緩和ケアの院内コンサルトローテーション
今回は、以前の緩和ケア病棟(PCU)ローテーションの紹介に続き、ニューヨークの大学病院での、緩和ケアチームの病棟コンサルトチームのローテーションについてまとめていきます。
コンサルトチームの働き方
アメリカの病院では日本以上に医療チームが細分化されており、特に大学病院のような大きな病院では沢山の専門科チームがコンサルタントとして一つの症例に関わります。
そんなコンサルタントチームの一つに緩和ケアチームがあり、終末期/重篤な疾患(癌など)を持つ患者さんの症状緩和や、治療方針決定ミーティングのサポート(Goals Of Care)などが主な役割になります。
ちなみに、一般的な疼痛管理に対しては、麻酔科チームが主体となった疼痛管理チーム(Acute/Chronic Pain)も存在するので、特に終末期/重篤な疾患を持たない患者さんの疼痛(慢性疼痛/術後疼痛など)については疼痛管理チームが担当することになっています。
チームの構成
私がフェローシップを行っている老年医学/緩和ケア部門は比較的規模が大きいことと、大学病院でコンサルト症例数も多いこともあり、緩和ケアのコンサルトチームだけでも複数のチームが存在します。
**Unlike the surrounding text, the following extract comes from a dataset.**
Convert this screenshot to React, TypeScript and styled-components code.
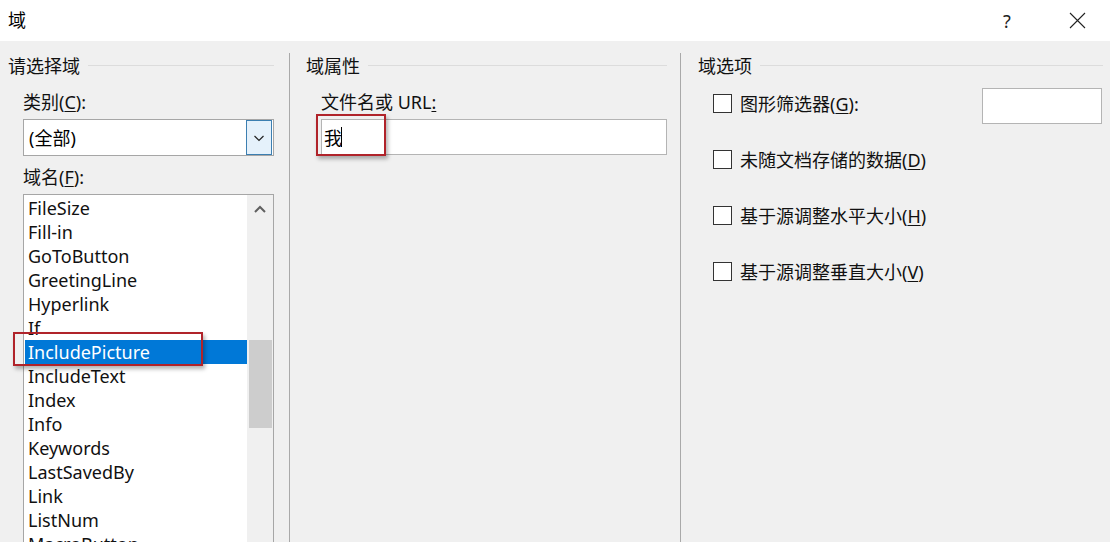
import React from 'react';
import styled, { createGlobalStyle } from 'styled-components';

const GlobalStyle = createGlobalStyle`
  html, body {
    margin: 0;
    padding: 0;
    background: #f0f0f0;
  }
  body {
    font-family: 'Noto Sans', 'Noto Sans CJK SC', sans-serif;
    color: #000;
  }
`;

const fieldNames = [
  'FileSize',
  'Fill-in',
  'GoToButton',
  'GreetingLine',
  'Hyperlink',
  'If',
  'IncludePicture',
  'IncludeText',
  'Index',
  'Info',
  'Keywords',
  'LastSavedBy',
  'Link',
  'ListNum',
  'MacroButton',
  'MergeField',
];

const Dialog = styled.div`
  width: 1110px;
  height: 542px;
  overflow: hidden;
  display: flex;
  flex-direction: column;
  background: #f0f0f0;
`;

const TitleBar = styled.div`
  height: 41px;
  flex-shrink: 0;
  background: #fff;
  display: flex;
  align-items: center;
  padding-left: 8px;
`;

const Title = styled.div`
  flex: 1;
  font-size: 18px;
  line-height: 24px;
  margin-top: -2px;
`;

const TitleButton = styled.div<{ $w: number }>`
  width: ${({ $w }) => $w}px;
  height: 41px;
  display: flex;
  align-items: center;
  justify-content: center;
  font-size: 18px;
  color: #222;
`;

const Body = styled.div`
  flex: 1;
  display: flex;
  min-height: 0;
`;

const Column = styled.div<{ $w?: number; $pl: number; $pr: number; $divider?: boolean }>`
  ${({ $w }) => ($w ? `width: ${$w}px; flex-shrink: 0;` : 'flex: 1;')}
  box-sizing: border-box;
  padding: 13px ${({ $pr }) => $pr}px 0 ${({ $pl }) => $pl}px;
  display: flex;
  flex-direction: column;
  position: relative;

  ${({ $divider }) =>
    $divider &&
    `&:after {
      content: '';
      position: absolute;
      right: 0;
      top: 12px;
      bottom: 0;
      width: 1px;
      background: #a9a9a9;
    }`}
`;

const GroupHeader = styled.div`
  display: flex;
  align-items: center;
  gap: 8px;
  font-size: 18px;
  line-height: 24px;
  color: #111;

  &:after {
    content: '';
    flex: 1;
    height: 1px;
    margin-top: -2px;
    background: #dcdcdc;
  }
`;

const FieldLabel = styled.div<{ $mt: number }>`
  margin: ${({ $mt }) => $mt}px 0 0 15px;
  font-size: 18px;
  line-height: 24px;
  color: #111;

  u {
    text-underline-offset: 2px;
  }
`;

const ComboBox = styled.div`
  margin: 5px 0 0 15px;
  height: 39px;
  box-sizing: border-box;
  border: 1px solid #a6a6a6;
  background: #fff;
  display: flex;
  align-items: center;
  padding: 0 1px 0 5px;
`;

const ComboValue = styled.div`
  flex: 1;
  font-size: 18px;
  line-height: 24px;
`;

const DropButton = styled.div`
  width: 26px;
  height: 35px;
  box-sizing: border-box;
  border: 1px solid #3c7fb1;
  background: #e5f1fb;
  display: flex;
  align-items: center;
  justify-content: center;
`;

const ListBox = styled.div`
  margin: 5px 0 0 15px;
  height: 400px;
  box-sizing: border-box;
  border: 1px solid #a6a6a6;
  background: #fff;
  display: flex;
  position: relative;
`;

const ListItems = styled.div`
  flex: 1;
  padding: 1px 0 0 1px;
`;

const ListItem = styled.div<{ $selected?: boolean }>`
  height: 24px;
  line-height: 24px;
  padding-left: 3px;
  font-size: 18px;
  white-space: nowrap;
  background: ${({ $selected }) => ($selected ? '#0078d7' : 'transparent')};
  color: ${({ $selected }) => ($selected ? '#fff' : '#111')};
`;

const ScrollBar = styled.div`
  width: 26px;
  background: #f0f0f0;
  display: flex;
  flex-direction: column;
  align-items: center;
`;

const ScrollArrow = styled.div`
  height: 28px;
  width: 100%;
  display: flex;
  align-items: center;
  justify-content: center;
`;

const ScrollThumb = styled.div`
  margin-top: 117px;
  width: 23px;
  height: 88px;
  background: #cdcdcd;
`;

const Highlight = styled.div<{ $l: number; $t: number; $w: number; $h: number }>`
  position: absolute;
  left: ${({ $l }) => $l}px;
  top: ${({ $t }) => $t}px;
  width: ${({ $w }) => $w}px;
  height: ${({ $h }) => $h}px;
  box-sizing: border-box;
  border: 2px solid #b0232a;
  box-shadow: 2px 3px 4px rgba(0, 0, 0, 0.3);
  pointer-events: none;
`;

const TextInput = styled.div`
  margin: 5px 0 0 15px;
  height: 36px;
  box-sizing: border-box;
  border: 1px solid #b4b4b4;
  background: #fff;
  display: flex;
  align-items: center;
  padding-left: 2px;
  font-size: 18px;
  position: relative;
`;

const Caret = styled.span`
  display: inline-block;
  width: 1px;
  height: 20px;
  background: #000;
  vertical-align: middle;
  margin-left: -1px;
`;

const OptionList = styled.div`
  display: flex;
  flex-direction: column;
  gap: 37px;
  margin: 16px 0 0 15px;
`;

const OptionRow = styled.div`
  display: flex;
  align-items: center;
  height: 19px;
  font-size: 18px;
  color: #111;

  u {
    text-underline-offset: 2px;
  }
`;

const CheckBox = styled.div`
  width: 19px;
  height: 19px;
  box-sizing: border-box;
  border: 1px solid #333;
  background: #fff;
  margin-right: 8px;
  flex-shrink: 0;
`;

const OptionText = styled.div`
  flex: 1;
  line-height: 24px;
`;

const SmallInput = styled.div`
  width: 120px;
  height: 36px;
  margin: 4px 1px 0 0;
  box-sizing: border-box;
  border: 1px solid #b4b4b4;
  background: #fff;
`;

const Chevron = ({ up }: { up?: boolean }) => (
  <svg width="12" height="8" viewBox="0 0 12 8">
    <path
      d={up ? 'M1 7 L6 2 L11 7' : 'M1.5 2 L6 6.5 L10.5 2'}
      fill="none"
      stroke={up ? '#606060' : '#222'}
      strokeWidth={up ? 2 : 1.2}
    />
  </svg>
);

const App = () => {
  return (
    <Dialog>
      <GlobalStyle />
      <TitleBar>
        <Title>域</Title>
        <TitleButton $w={74}>?</TitleButton>
        <TitleButton $w={66}>
          <svg width="17" height="17" viewBox="0 0 17 17">
            <path d="M1 1 L16 16 M16 1 L1 16" stroke="#222" strokeWidth="1.1" />
          </svg>
        </TitleButton>
      </TitleBar>

      <Body>
        <Column $w={290} $pl={8} $pr={16} $divider>
          <GroupHeader>请选择域</GroupHeader>
          <FieldLabel $mt={12}>
            类别(<u>C</u>):
          </FieldLabel>
          <ComboBox>
            <ComboValue>(全部)</ComboValue>
            <DropButton>
              <Chevron />
            </DropButton>
          </ComboBox>
          <FieldLabel $mt={9}>
            域名(<u>F</u>):
          </FieldLabel>
          <ListBox>
            <ListItems>
              {fieldNames.map((name) => (
                <ListItem key={name} $selected={name === 'IncludePicture'}>
                  {name}
                </ListItem>
              ))}
            </ListItems>
            <ScrollBar>
              <ScrollArrow>
                <Chevron up />
              </ScrollArrow>
              <ScrollThumb />
            </ScrollBar>
            <Highlight $l={-11} $t={137} $w={190} $h={34} />
          </ListBox>
        </Column>

        <Column $w={391} $pl={16} $pr={14} $divider>
          <GroupHeader>域属性</GroupHeader>
          <FieldLabel $mt={12}>
            文件名或 URL<u>:</u>
          </FieldLabel>
          <TextInput>
            我<Caret />
            <Highlight $l={-6} $t={-6} $w={70} $h={42} />
          </TextInput>
        </Column>

        <Column $pl={17} $pr={7}>
          <GroupHeader>域选项</GroupHeader>
          <OptionList>
            <OptionRow>
              <CheckBox />
              <OptionText>
                图形筛选器(<u>G</u>):
              </OptionText>
              <SmallInput />
            </OptionRow>
            <OptionRow>
              <CheckBox />
              <OptionText>
                未随文档存储的数据(<u>D</u>)
              </OptionText>
            </OptionRow>
            <OptionRow>
              <CheckBox />
              <OptionText>
                基于源调整水平大小(<u>H</u>)
              </OptionText>
            </OptionRow>
            <OptionRow>
              <CheckBox />
              <OptionText>
                基于源调整垂直大小(<u>V</u>)
              </OptionText>
            </OptionRow>
          </OptionList>
        </Column>
      </Body>
    </Dialog>
  );
};

export default App;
(病棟コンサルトチームx2、ICU専属チーム、心不全緩和チーム、PCUチーム)
今回は病棟コンサルトチームに焦点を当てて解説するわけですが、各々のチームの構成メンバーについても触れていこうと思います。
緩和ケアコンサルトのチームメンバー
コンサルトチームは医師(指導医+フェロー+レジデント/医学生)、NP、チャプレン、ソーシャルワーカーなどが基本のグループになります。
そこに、症例に応じて、Spiritual Careの一環で音楽療法、マッサージ/ヨガ、アートセラピーなどの専門家が加わることがあります。
コンサルトで相談される症例
代表的なコンサルトの内容としては、癌患者さんなど重篤な疾患のある方の症状緩和(疼痛/嘔気嘔吐/せん妄など)、治療方針決定ミーティングのサポート(Goals Of Care)、緩和ケア病棟への転棟相談、ホスピスへの紹介の相談などが挙げられます。
特に、治療方針決定ミーティングでは、上記に挙げたチャプレン、ソーシャルワーカーが実際の患者さん/家族とのミーティングに参加して、患者さん/家族のサポートを行います。
コンサルトの振り分け/トリアージナース
1日のコンサルト件数も多く、担当するチームも複数あるため日中の緩和ケアへのコンサルトはトリアージナース(NP)が全て一旦受けて、その後に振り分けが行われます。
特に緩和ケアコンサルトのチームはフェローやレジデント/医学生への教育的な役割も担っているため、十分な症例数を忙しすぎない範囲で診療できるように調整するためにはとても役立つシステムです。(新規のコンサルトは概ね一日3件程度までに なるように調整される)
トリアージを行うナース(NP)も緩和ケアでトレーニングを受けているので、症例に応じて緩和ケアチームが実際に患者さんを評価するまでの、一時的な治療方針の選択肢を提示したり、その場でコメントできるような問題に対しても対応してくれます。
まとめ
今回は、ニューヨークの大学病院で緩和ケアのコンサルトチームがどのように働いているのかを紹介しました。
緩和ケアのフェローとしては、一般病棟でも診療するような重篤な疾患のある患者さんの症状緩和や、難しい治療方針決定のミーティングでの話し合い方など、今後医師として汎用性の高いスキルを身につけられるローテーションだと感じています。